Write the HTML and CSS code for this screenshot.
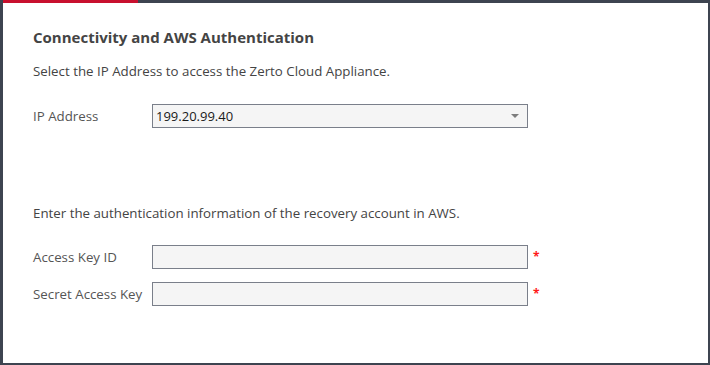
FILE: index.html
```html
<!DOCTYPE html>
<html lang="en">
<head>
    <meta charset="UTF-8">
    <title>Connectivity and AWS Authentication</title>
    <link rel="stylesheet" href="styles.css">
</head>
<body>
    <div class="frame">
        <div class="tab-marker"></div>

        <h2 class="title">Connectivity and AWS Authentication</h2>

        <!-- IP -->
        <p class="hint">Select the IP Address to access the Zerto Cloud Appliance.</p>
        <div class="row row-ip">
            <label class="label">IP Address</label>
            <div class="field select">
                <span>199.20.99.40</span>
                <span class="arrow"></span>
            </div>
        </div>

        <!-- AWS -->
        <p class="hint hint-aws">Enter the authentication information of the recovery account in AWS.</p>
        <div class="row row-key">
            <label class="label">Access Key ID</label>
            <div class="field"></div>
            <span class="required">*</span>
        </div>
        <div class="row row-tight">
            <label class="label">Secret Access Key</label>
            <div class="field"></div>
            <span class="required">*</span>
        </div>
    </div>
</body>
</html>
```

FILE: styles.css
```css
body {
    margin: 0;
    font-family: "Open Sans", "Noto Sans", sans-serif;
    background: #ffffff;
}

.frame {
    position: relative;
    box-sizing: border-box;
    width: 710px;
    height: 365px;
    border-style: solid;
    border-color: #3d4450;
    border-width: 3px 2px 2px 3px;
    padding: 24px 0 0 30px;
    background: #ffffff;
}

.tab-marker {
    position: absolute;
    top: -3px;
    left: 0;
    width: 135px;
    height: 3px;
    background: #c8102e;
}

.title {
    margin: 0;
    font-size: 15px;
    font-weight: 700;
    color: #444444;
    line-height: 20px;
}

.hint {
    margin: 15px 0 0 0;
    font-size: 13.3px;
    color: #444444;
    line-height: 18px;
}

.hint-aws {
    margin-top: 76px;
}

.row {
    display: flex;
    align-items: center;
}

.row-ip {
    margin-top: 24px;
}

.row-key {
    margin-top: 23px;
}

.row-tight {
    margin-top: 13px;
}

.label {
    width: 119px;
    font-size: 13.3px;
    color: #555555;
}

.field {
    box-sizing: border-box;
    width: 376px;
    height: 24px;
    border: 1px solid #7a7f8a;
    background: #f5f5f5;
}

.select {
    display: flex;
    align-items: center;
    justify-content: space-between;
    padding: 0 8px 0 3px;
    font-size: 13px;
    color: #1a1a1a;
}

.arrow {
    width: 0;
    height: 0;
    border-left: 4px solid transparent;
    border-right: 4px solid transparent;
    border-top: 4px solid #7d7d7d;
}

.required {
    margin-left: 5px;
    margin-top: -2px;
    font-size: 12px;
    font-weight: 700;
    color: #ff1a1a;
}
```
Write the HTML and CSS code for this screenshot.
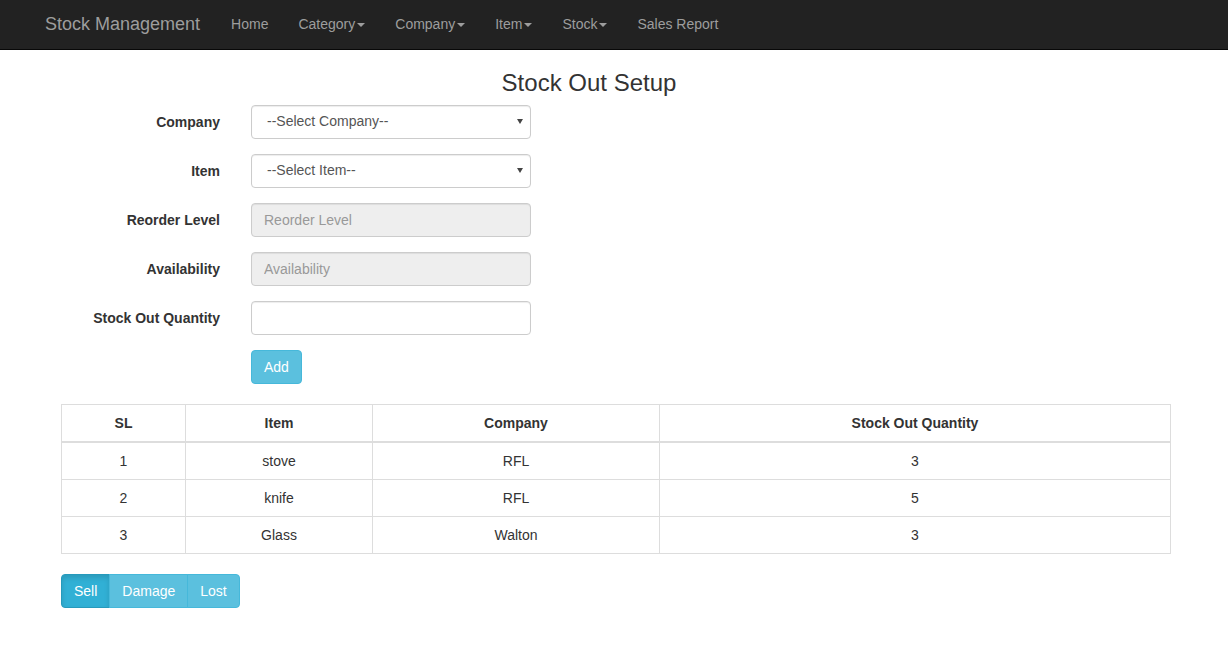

▬▬▬▬▬▬

### Challenge
Copy out the listing exactly as it stands, but not the pictures.

### Solution for this task
Write the HTML and CSS code for this screenshot.
FILE: index.html
```html
<!DOCTYPE html>
<html lang="en">
<head>
    <meta charset="UTF-8">
    <title>Connectivity and AWS Authentication</title>
    <link rel="stylesheet" href="styles.css">
</head>
<body>
    <div class="frame">
        <div class="tab-marker"></div>

        <h2 class="title">Connectivity and AWS Authentication</h2>

        <!-- IP -->
        <p class="hint">Select the IP Address to access the Zerto Cloud Appliance.</p>
        <div class="row row-ip">
            <label class="label">IP Address</label>
            <div class="field select">
                <span>199.20.99.40</span>
                <span class="arrow"></span>
            </div>
        </div>

        <!-- AWS -->
        <p class="hint hint-aws">Enter the authentication information of the recovery account in AWS.</p>
        <div class="row row-key">
            <label class="label">Access Key ID</label>
            <div class="field"></div>
            <span class="required">*</span>
        </div>
        <div class="row row-tight">
            <label class="label">Secret Access Key</label>
            <div class="field"></div>
            <span class="required">*</span>
        </div>
    </div>
</body>
</html>
```

FILE: styles.css
```css
body {
    margin: 0;
    font-family: "Open Sans", "Noto Sans", sans-serif;
    background: #ffffff;
}

.frame {
    position: relative;
    box-sizing: border-box;
    width: 710px;
    height: 365px;
    border-style: solid;
    border-color: #3d4450;
    border-width: 3px 2px 2px 3px;
    padding: 24px 0 0 30px;
    background: #ffffff;
}

.tab-marker {
    position: absolute;
    top: -3px;
    left: 0;
    width: 135px;
    height: 3px;
    background: #c8102e;
}

.title {
    margin: 0;
    font-size: 15px;
    font-weight: 700;
    color: #444444;
    line-height: 20px;
}

.hint {
    margin: 15px 0 0 0;
    font-size: 13.3px;
    color: #444444;
    line-height: 18px;
}

.hint-aws {
    margin-top: 76px;
}

.row {
    display: flex;
    align-items: center;
}

.row-ip {
    margin-top: 24px;
}

.row-key {
    margin-top: 23px;
}

.row-tight {
    margin-top: 13px;
}

.label {
    width: 119px;
    font-size: 13.3px;
    color: #555555;
}

.field {
    box-sizing: border-box;
    width: 376px;
    height: 24px;
    border: 1px solid #7a7f8a;
    background: #f5f5f5;
}

.select {
    display: flex;
    align-items: center;
    justify-content: space-between;
    padding: 0 8px 0 3px;
    font-size: 13px;
    color: #1a1a1a;
}

.arrow {
    width: 0;
    height: 0;
    border-left: 4px solid transparent;
    border-right: 4px solid transparent;
    border-top: 4px solid #7d7d7d;
}

.required {
    margin-left: 5px;
    margin-top: -2px;
    font-size: 12px;
    font-weight: 700;
    color: #ff1a1a;
}
```
Write the HTML and CSS code for this screenshot.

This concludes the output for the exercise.